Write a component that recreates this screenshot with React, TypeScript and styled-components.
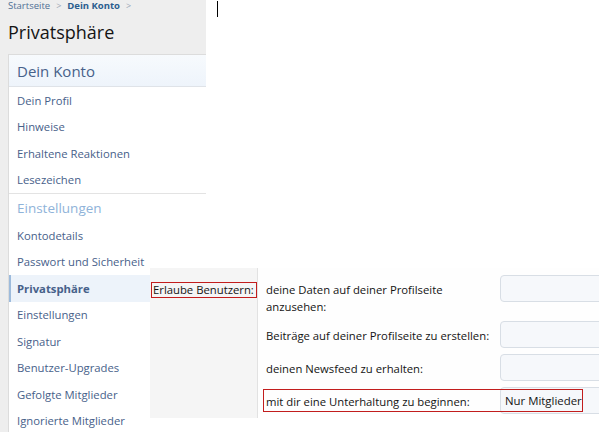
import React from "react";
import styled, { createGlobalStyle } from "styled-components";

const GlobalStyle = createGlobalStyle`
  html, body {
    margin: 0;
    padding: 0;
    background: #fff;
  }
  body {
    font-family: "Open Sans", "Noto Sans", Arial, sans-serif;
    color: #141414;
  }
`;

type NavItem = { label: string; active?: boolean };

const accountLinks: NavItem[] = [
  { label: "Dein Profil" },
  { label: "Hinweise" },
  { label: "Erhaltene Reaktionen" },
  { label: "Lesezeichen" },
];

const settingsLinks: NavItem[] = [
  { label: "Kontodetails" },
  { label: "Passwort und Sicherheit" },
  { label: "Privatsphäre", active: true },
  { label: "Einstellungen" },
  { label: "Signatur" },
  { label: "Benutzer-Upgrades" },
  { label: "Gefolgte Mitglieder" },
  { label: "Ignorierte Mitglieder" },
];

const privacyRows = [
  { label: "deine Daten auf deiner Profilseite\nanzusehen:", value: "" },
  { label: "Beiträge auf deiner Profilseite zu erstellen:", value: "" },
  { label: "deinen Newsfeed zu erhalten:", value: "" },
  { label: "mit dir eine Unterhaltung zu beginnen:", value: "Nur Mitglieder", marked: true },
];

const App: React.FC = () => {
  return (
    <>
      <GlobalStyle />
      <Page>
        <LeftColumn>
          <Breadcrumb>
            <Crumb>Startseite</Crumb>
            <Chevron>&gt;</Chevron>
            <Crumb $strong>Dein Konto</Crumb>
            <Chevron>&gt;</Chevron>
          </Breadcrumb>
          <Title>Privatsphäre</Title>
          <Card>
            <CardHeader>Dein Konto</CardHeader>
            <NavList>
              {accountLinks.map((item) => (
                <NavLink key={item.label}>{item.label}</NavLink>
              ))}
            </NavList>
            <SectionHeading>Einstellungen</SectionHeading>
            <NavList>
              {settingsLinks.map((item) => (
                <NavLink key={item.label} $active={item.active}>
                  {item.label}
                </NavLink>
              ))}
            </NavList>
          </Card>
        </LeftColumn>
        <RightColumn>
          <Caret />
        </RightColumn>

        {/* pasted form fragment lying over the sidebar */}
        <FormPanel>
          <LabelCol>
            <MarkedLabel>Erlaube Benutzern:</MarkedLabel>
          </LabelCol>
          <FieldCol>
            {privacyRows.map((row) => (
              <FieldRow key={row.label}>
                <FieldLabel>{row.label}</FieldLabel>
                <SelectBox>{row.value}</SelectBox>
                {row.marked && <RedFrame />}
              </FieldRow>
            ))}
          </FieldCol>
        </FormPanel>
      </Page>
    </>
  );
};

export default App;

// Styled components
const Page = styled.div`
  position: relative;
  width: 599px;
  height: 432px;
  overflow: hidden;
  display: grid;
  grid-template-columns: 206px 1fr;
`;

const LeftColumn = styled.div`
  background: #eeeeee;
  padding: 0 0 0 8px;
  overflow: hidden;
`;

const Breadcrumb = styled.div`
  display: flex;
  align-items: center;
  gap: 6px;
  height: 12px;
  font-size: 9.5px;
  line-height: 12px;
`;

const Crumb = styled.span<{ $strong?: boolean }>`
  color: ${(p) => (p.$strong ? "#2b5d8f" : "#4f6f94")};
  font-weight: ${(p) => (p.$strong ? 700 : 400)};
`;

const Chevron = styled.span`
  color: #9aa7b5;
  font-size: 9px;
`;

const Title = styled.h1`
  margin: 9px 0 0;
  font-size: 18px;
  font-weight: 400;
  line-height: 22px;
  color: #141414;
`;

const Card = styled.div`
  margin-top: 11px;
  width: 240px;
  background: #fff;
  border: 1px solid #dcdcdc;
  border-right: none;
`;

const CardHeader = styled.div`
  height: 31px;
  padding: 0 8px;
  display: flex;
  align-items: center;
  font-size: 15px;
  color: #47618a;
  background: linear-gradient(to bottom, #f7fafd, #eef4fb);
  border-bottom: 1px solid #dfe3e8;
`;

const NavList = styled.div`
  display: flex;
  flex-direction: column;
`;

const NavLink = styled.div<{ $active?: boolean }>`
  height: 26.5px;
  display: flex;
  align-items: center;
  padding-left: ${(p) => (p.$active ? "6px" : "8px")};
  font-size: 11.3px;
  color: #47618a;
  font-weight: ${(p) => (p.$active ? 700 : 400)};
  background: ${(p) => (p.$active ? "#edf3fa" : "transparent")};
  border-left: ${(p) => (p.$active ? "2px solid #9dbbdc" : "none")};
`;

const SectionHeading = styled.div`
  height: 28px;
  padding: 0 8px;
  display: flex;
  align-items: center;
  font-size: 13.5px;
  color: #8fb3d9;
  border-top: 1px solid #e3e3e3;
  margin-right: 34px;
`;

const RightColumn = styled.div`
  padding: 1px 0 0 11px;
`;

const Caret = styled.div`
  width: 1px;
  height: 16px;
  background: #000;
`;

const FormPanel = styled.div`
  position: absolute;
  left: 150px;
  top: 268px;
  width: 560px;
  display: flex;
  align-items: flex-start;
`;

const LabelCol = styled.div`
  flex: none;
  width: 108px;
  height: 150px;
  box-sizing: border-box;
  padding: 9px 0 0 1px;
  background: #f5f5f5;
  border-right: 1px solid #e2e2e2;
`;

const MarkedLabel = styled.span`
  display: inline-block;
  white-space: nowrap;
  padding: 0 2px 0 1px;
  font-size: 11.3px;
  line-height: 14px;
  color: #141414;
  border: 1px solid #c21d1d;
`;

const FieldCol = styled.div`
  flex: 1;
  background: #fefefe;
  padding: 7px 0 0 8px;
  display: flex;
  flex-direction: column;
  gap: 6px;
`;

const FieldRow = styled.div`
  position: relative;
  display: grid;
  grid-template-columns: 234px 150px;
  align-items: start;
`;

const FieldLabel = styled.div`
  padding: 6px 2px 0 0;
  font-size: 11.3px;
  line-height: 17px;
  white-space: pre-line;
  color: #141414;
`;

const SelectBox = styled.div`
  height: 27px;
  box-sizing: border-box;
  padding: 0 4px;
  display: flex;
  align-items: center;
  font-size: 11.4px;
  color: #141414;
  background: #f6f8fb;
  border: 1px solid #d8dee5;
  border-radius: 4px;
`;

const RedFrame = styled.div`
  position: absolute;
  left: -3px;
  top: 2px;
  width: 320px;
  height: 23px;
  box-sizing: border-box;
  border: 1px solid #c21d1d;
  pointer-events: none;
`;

▶ [Task description]
Repeat the material verbatim. Do not carry over any picture.

▶ [Finished exercise]
Write a component that recreates this screenshot with React, TypeScript and styled-components.
import React from "react";
import styled, { createGlobalStyle } from "styled-components";

const GlobalStyle = createGlobalStyle`
  html, body {
    margin: 0;
    padding: 0;
    background: #fff;
  }
  body {
    font-family: "Open Sans", "Noto Sans", Arial, sans-serif;
    color: #141414;
  }
`;

type NavItem = { label: string; active?: boolean };

const accountLinks: NavItem[] = [
  { label: "Dein Profil" },
  { label: "Hinweise" },
  { label: "Erhaltene Reaktionen" },
  { label: "Lesezeichen" },
];

const settingsLinks: NavItem[] = [
  { label: "Kontodetails" },
  { label: "Passwort und Sicherheit" },
  { label: "Privatsphäre", active: true },
  { label: "Einstellungen" },
  { label: "Signatur" },
  { label: "Benutzer-Upgrades" },
  { label: "Gefolgte Mitglieder" },
  { label: "Ignorierte Mitglieder" },
];

const privacyRows = [
  { label: "deine Daten auf deiner Profilseite\nanzusehen:", value: "" },
  { label: "Beiträge auf deiner Profilseite zu erstellen:", value: "" },
  { label: "deinen Newsfeed zu erhalten:", value: "" },
  { label: "mit dir eine Unterhaltung zu beginnen:", value: "Nur Mitglieder", marked: true },
];

const App: React.FC = () => {
  return (
    <>
      <GlobalStyle />
      <Page>
        <LeftColumn>
          <Breadcrumb>
            <Crumb>Startseite</Crumb>
            <Chevron>&gt;</Chevron>
            <Crumb $strong>Dein Konto</Crumb>
            <Chevron>&gt;</Chevron>
          </Breadcrumb>
          <Title>Privatsphäre</Title>
          <Card>
            <CardHeader>Dein Konto</CardHeader>
            <NavList>
              {accountLinks.map((item) => (
                <NavLink key={item.label}>{item.label}</NavLink>
              ))}
            </NavList>
            <SectionHeading>Einstellungen</SectionHeading>
            <NavList>
              {settingsLinks.map((item) => (
                <NavLink key={item.label} $active={item.active}>
                  {item.label}
                </NavLink>
              ))}
            </NavList>
          </Card>
        </LeftColumn>
        <RightColumn>
          <Caret />
        </RightColumn>

        {/* pasted form fragment lying over the sidebar */}
        <FormPanel>
          <LabelCol>
            <MarkedLabel>Erlaube Benutzern:</MarkedLabel>
          </LabelCol>
          <FieldCol>
            {privacyRows.map((row) => (
              <FieldRow key={row.label}>
                <FieldLabel>{row.label}</FieldLabel>
                <SelectBox>{row.value}</SelectBox>
                {row.marked && <RedFrame />}
              </FieldRow>
            ))}
          </FieldCol>
        </FormPanel>
      </Page>
    </>
  );
};

export default App;

// Styled components
const Page = styled.div`
  position: relative;
  width: 599px;
  height: 432px;
  overflow: hidden;
  display: grid;
  grid-template-columns: 206px 1fr;
`;

const LeftColumn = styled.div`
  background: #eeeeee;
  padding: 0 0 0 8px;
  overflow: hidden;
`;

const Breadcrumb = styled.div`
  display: flex;
  align-items: center;
  gap: 6px;
  height: 12px;
  font-size: 9.5px;
  line-height: 12px;
`;

const Crumb = styled.span<{ $strong?: boolean }>`
  color: ${(p) => (p.$strong ? "#2b5d8f" : "#4f6f94")};
  font-weight: ${(p) => (p.$strong ? 700 : 400)};
`;

const Chevron = styled.span`
  color: #9aa7b5;
  font-size: 9px;
`;

const Title = styled.h1`
  margin: 9px 0 0;
  font-size: 18px;
  font-weight: 400;
  line-height: 22px;
  color: #141414;
`;

const Card = styled.div`
  margin-top: 11px;
  width: 240px;
  background: #fff;
  border: 1px solid #dcdcdc;
  border-right: none;
`;

const CardHeader = styled.div`
  height: 31px;
  padding: 0 8px;
  display: flex;
  align-items: center;
  font-size: 15px;
  color: #47618a;
  background: linear-gradient(to bottom, #f7fafd, #eef4fb);
  border-bottom: 1px solid #dfe3e8;
`;

const NavList = styled.div`
  display: flex;
  flex-direction: column;
`;

const NavLink = styled.div<{ $active?: boolean }>`
  height: 26.5px;
  display: flex;
  align-items: center;
  padding-left: ${(p) => (p.$active ? "6px" : "8px")};
  font-size: 11.3px;
  color: #47618a;
  font-weight: ${(p) => (p.$active ? 700 : 400)};
  background: ${(p) => (p.$active ? "#edf3fa" : "transparent")};
  border-left: ${(p) => (p.$active ? "2px solid #9dbbdc" : "none")};
`;

const SectionHeading = styled.div`
  height: 28px;
  padding: 0 8px;
  display: flex;
  align-items: center;
  font-size: 13.5px;
  color: #8fb3d9;
  border-top: 1px solid #e3e3e3;
  margin-right: 34px;
`;

const RightColumn = styled.div`
  padding: 1px 0 0 11px;
`;

const Caret = styled.div`
  width: 1px;
  height: 16px;
  background: #000;
`;

const FormPanel = styled.div`
  position: absolute;
  left: 150px;
  top: 268px;
  width: 560px;
  display: flex;
  align-items: flex-start;
`;

const LabelCol = styled.div`
  flex: none;
  width: 108px;
  height: 150px;
  box-sizing: border-box;
  padding: 9px 0 0 1px;
  background: #f5f5f5;
  border-right: 1px solid #e2e2e2;
`;

const MarkedLabel = styled.span`
  display: inline-block;
  white-space: nowrap;
  padding: 0 2px 0 1px;
  font-size: 11.3px;
  line-height: 14px;
  color: #141414;
  border: 1px solid #c21d1d;
`;

const FieldCol = styled.div`
  flex: 1;
  background: #fefefe;
  padding: 7px 0 0 8px;
  display: flex;
  flex-direction: column;
  gap: 6px;
`;

const FieldRow = styled.div`
  position: relative;
  display: grid;
  grid-template-columns: 234px 150px;
  align-items: start;
`;

const FieldLabel = styled.div`
  padding: 6px 2px 0 0;
  font-size: 11.3px;
  line-height: 17px;
  white-space: pre-line;
  color: #141414;
`;

const SelectBox = styled.div`
  height: 27px;
  box-sizing: border-box;
  padding: 0 4px;
  display: flex;
  align-items: center;
  font-size: 11.4px;
  color: #141414;
  background: #f6f8fb;
  border: 1px solid #d8dee5;
  border-radius: 4px;
`;

const RedFrame = styled.div`
  position: absolute;
  left: -3px;
  top: 2px;
  width: 320px;
  height: 23px;
  box-sizing: border-box;
  border: 1px solid #c21d1d;
  pointer-events: none;
`;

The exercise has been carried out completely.